Sie kooperieren seit einigen Jahren sehr eng mit der Erste Bank. Eine wechselseitige Beteiligung gibt es aber nicht. Auch um die Erste ranken sich immer wieder Übernahmegerüchte. Wäre es denkbar, dass Sie ihrem Bankpartner in so einem Fall als Weißer Ritter zu Hilfe kommen und sich doch beteiligen?

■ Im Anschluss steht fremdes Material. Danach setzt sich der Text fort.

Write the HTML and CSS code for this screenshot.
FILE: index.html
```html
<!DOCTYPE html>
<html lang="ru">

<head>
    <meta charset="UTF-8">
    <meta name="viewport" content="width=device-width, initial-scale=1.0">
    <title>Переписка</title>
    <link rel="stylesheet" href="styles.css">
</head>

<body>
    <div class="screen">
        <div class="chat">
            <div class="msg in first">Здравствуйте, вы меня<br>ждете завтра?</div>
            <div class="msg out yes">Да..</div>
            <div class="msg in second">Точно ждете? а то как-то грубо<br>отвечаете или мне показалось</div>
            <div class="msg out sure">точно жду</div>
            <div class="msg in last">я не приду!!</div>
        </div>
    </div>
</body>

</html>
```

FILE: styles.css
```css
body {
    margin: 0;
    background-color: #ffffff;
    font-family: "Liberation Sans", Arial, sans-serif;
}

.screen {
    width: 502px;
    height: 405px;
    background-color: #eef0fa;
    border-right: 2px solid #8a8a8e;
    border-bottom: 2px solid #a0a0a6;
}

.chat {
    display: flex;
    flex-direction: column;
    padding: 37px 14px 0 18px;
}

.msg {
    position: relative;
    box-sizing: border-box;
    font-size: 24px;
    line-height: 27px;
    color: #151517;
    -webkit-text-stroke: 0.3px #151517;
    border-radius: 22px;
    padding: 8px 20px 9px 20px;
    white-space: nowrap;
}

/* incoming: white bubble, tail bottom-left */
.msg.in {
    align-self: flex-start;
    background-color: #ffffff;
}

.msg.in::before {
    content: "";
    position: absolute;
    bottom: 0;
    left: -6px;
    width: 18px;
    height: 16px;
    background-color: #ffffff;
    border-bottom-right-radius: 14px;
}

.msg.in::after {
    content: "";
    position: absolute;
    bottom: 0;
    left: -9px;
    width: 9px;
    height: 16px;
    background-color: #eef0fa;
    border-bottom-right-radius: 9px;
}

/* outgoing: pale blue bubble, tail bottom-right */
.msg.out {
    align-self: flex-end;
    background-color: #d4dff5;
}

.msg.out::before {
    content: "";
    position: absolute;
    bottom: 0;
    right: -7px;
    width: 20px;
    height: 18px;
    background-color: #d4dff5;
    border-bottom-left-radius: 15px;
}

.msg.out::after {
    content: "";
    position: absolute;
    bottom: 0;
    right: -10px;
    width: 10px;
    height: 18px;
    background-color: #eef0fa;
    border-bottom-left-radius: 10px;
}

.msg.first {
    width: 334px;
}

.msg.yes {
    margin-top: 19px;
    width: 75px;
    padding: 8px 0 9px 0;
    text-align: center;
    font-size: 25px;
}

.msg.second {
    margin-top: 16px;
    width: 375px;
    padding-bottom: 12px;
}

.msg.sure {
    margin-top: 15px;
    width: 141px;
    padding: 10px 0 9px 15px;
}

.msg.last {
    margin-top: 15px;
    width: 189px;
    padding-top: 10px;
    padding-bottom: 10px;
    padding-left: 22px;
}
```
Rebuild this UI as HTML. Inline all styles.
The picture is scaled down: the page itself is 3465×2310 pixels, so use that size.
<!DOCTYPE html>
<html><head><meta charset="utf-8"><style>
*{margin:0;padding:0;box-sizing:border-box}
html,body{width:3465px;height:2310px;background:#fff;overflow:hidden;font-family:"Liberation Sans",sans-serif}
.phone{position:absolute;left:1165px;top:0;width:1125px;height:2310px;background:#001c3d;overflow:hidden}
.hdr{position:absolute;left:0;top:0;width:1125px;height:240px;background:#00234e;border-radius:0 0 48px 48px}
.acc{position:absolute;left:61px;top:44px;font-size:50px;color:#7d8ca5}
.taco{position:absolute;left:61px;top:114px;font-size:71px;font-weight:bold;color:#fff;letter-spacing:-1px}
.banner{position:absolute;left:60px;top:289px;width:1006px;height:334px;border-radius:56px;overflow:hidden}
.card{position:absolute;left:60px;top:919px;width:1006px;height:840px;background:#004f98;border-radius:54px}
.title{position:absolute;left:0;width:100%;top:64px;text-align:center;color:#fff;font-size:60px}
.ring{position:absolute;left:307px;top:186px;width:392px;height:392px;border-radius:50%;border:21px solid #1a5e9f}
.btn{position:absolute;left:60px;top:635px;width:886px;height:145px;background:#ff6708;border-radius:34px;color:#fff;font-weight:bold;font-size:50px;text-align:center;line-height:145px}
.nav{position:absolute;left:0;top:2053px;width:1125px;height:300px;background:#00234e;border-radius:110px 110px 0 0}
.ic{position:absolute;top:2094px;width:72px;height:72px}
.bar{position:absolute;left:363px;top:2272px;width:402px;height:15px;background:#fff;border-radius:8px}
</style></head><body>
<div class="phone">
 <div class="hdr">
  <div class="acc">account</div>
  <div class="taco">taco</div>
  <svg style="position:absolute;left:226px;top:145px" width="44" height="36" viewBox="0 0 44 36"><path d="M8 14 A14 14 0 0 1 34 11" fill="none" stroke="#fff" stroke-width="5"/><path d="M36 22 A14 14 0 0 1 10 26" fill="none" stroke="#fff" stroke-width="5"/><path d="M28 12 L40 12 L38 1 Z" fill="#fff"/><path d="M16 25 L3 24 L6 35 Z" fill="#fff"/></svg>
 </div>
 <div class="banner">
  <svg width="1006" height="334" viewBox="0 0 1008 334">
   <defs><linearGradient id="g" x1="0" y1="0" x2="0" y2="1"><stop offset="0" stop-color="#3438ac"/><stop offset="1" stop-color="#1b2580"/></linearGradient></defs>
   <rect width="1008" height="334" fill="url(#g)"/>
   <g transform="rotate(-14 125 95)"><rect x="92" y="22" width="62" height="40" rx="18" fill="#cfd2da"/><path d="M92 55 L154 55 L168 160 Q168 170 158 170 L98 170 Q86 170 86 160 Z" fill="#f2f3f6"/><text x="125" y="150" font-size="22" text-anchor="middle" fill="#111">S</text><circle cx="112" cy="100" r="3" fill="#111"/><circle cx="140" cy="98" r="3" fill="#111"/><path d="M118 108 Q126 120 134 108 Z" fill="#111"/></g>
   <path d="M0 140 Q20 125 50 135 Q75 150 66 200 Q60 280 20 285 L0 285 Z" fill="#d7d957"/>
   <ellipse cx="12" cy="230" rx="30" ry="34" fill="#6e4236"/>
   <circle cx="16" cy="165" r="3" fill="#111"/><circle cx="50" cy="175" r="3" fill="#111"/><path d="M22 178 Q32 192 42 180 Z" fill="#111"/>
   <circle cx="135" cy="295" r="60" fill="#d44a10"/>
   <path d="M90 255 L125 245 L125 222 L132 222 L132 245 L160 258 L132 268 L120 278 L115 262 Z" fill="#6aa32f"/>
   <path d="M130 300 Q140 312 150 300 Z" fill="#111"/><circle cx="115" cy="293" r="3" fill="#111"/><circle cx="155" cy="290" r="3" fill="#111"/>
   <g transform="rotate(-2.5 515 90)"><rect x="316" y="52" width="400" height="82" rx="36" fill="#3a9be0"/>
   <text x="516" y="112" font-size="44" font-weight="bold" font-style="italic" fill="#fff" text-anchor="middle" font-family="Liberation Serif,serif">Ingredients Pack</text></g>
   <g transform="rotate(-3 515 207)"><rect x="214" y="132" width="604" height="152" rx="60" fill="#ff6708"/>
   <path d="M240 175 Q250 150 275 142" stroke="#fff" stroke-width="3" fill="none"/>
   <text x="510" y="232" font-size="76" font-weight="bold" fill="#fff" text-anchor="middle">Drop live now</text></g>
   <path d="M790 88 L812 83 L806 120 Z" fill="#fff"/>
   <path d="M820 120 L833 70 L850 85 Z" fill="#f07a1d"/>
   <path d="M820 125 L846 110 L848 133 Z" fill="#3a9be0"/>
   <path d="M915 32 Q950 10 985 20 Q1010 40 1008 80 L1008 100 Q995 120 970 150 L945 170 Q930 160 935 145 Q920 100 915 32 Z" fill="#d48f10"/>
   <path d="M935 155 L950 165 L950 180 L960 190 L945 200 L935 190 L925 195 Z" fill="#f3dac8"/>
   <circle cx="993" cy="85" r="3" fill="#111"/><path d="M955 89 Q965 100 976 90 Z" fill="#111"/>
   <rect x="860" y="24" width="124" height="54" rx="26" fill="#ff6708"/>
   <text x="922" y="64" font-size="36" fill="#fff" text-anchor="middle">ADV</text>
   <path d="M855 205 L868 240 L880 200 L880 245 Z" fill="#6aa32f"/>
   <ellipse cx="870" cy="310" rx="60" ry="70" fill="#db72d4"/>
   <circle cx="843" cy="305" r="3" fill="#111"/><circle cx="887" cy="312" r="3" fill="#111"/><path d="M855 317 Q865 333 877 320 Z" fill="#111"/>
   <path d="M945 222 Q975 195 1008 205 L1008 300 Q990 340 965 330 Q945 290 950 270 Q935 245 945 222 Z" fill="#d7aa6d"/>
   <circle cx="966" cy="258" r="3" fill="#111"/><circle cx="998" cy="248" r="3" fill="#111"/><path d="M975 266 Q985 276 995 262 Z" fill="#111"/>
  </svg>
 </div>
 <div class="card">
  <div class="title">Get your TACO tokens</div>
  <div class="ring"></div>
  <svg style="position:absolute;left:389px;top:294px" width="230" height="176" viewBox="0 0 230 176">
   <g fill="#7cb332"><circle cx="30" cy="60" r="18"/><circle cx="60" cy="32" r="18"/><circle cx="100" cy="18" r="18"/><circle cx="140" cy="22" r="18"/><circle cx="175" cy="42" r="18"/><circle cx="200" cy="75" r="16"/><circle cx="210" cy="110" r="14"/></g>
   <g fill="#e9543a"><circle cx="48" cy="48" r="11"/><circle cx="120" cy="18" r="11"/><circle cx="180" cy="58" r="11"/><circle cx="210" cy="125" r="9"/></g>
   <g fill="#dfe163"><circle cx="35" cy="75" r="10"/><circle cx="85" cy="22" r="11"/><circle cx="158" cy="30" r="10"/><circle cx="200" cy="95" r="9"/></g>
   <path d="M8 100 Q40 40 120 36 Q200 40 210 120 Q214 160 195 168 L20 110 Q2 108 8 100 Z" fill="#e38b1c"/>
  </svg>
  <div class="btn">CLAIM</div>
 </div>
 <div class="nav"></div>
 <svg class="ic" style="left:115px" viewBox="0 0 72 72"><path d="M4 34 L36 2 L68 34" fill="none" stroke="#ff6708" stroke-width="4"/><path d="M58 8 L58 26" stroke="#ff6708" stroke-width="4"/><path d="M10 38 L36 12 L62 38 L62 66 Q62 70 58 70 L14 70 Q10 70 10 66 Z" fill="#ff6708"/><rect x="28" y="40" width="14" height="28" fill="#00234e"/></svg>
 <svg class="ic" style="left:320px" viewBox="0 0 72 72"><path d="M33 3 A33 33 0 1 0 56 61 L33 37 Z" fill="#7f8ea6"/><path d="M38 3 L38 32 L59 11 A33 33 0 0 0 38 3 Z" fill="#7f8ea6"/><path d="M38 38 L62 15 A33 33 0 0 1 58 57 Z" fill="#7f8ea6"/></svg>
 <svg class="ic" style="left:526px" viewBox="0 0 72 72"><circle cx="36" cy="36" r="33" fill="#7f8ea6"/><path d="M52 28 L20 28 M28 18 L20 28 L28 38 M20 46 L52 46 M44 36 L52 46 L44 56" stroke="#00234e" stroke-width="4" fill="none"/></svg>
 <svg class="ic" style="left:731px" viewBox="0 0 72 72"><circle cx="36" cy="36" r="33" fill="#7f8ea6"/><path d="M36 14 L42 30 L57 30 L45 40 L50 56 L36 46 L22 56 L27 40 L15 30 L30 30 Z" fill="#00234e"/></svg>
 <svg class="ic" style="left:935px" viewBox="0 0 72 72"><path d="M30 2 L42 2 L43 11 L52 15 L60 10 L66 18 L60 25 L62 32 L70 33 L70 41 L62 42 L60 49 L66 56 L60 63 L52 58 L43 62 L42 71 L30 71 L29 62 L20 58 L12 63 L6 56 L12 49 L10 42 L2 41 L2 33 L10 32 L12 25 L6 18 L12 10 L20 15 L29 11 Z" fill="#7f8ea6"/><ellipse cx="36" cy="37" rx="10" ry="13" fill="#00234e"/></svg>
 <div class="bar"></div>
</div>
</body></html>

Geyer: Ich beschäftige mich nicht mit dieser Möglichkeit, weil ich nicht an eine Übernahme der Erste Bank glaube. Wenn es aber doch dazu kommen sollte – woran ich wie gesagt nicht glaube – könnten wir aus der Kooperation mit der Ersten ausstiegen. Das ist vertraglich fixiert und wäre auch für einen Übernehmer ein Problem. Grundsätzlich halten es Mag. Treichl (Anm.: der Chef der Erste Bank) und ich für richtig, dass unsere beiden Gesellschaften kooperieren, ohne dass es eine kapitalmäßige Verflechtung gibt. Aber wenn die Gefahr einer feindlichen Übernahme bestünde, würde man wohl daran denken, dem Partner zu Hilfe zu kommen.

ZUR PERSON

Günter Geyer steht seit dem Jahr 2001 an der Spitze der Wiener Städtischen Versicherung, die sich jetzt VIG (Vienna Insurance Group) nennt. Geyer ist Jahrgang 1943, sein Vertrag als Chef der VIG läuft bis zum Jahr 2011. Eine Vertragsverlängerung ist nicht ausgeschlossen.

2003 fädelte der Chef der damals noch SP-dominierten Wiener Städtischen eine Partnerschaft mit der bürgerlichen Erste Bank ein. Ebenfalls auf das Konto von Geyer geht die starke Ostexpansion der größten heimischen Versicherungsgruppe, die jetzt auch in Osteuropa die Nummer eins ist.